The company was sitting on 1.67 billion yuan in cash and cash equivalents at the end of last September, so it’s not about to lose its mojo at any moment. But it is feeling pressure from early investors who are looking to exit. Venture capital investors usually wait five to seven years to cash out of their investments, and it has now been seven years since Keep closed its first funding round. So the company may be eager to go public now to give those investors a chance to cash out while tech stocks are still relatively hot. 

Discipline to bring freedom?

For comparisons to show how Keep might fare, we can look at U.S.-listed online fitness platform Peloton Interactive PTON, a former superstar that has recently fallen on hard times, and whose business operation resembles Keep’s. Its valuation in 2019 when it went public was $8.1 billion. That later soared to $30 billion as demand surged during the pandemic. But with tech stocks losing momentum now and the company facing its own issues, its shares have tumbled from a high of $169 to just $29, reducing its market value to just $9.6 billion. If Peloton is any gage, Keep may have difficulty securing a high valuation in the current climate.

The pandemic has changed every aspect of people’s lives and created great opportunities for some companies. Keep is certainly one of those, taking off as online fitness products experience great demand. But like any healthy company, it must ultimately find a way to make profits and identify a business model that can help it deliver returns to investors.

The company also notes in its prospectus that it will explore new revenue channels to complement existing ones. Aside from offering online fitness courses, either pre-recorded or livestreaming, it also plans to create premium fitness packages for high-end users. And it hopes to convert more users into subscribers with exclusive perks and products.

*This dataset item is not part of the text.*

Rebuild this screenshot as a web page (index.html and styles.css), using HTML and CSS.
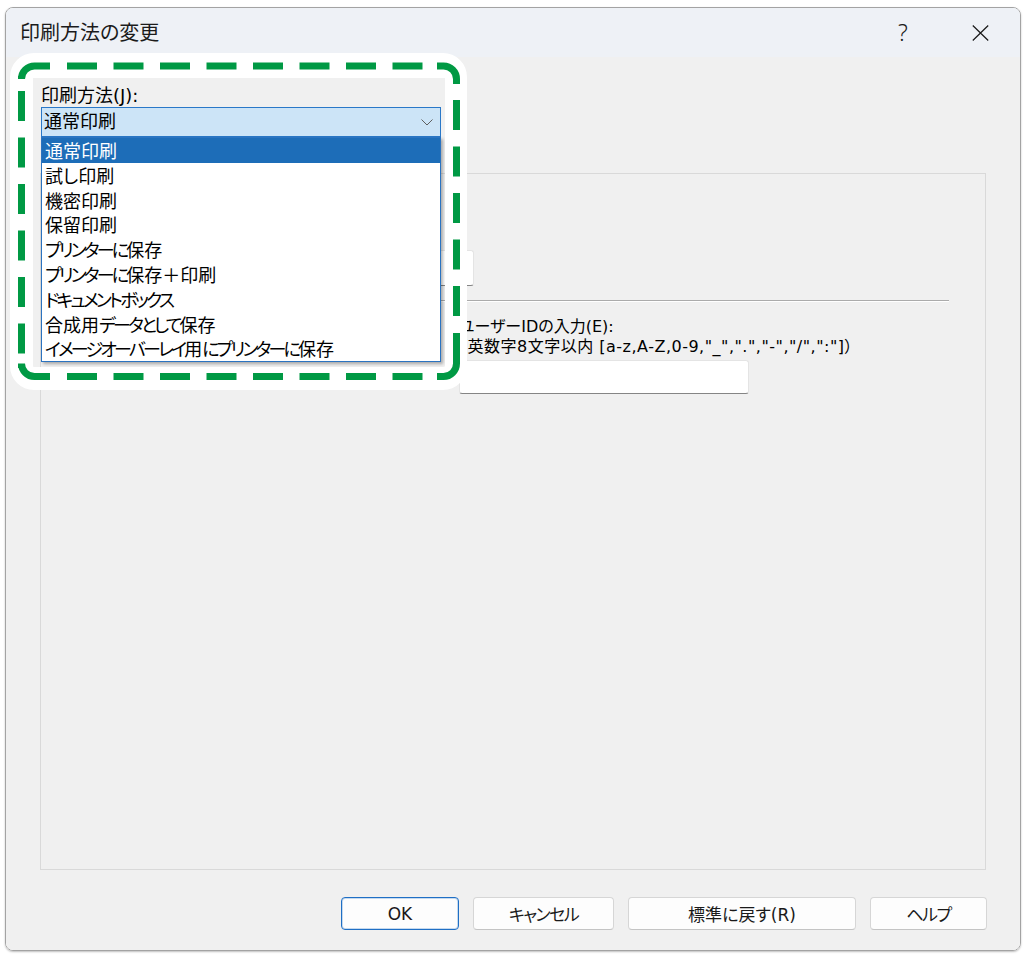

Such endeavors, if successful, could help to improve its gross margins. But its future trajectory is not without its hurdles. First, it faces tough competition from companies like Xiaohongshu and Douyin, the Chinese version of TikTok. And as a major online fitness platform in China, it will inevitably be subject to close regulatory scrutiny for potential monopolistic practices and possession of sensitive user data. The company hinted at such risks in its application.

All in all, it’s really quite up in the air just now whether, at the end of the day, “discipline will bring freedom” for Keep.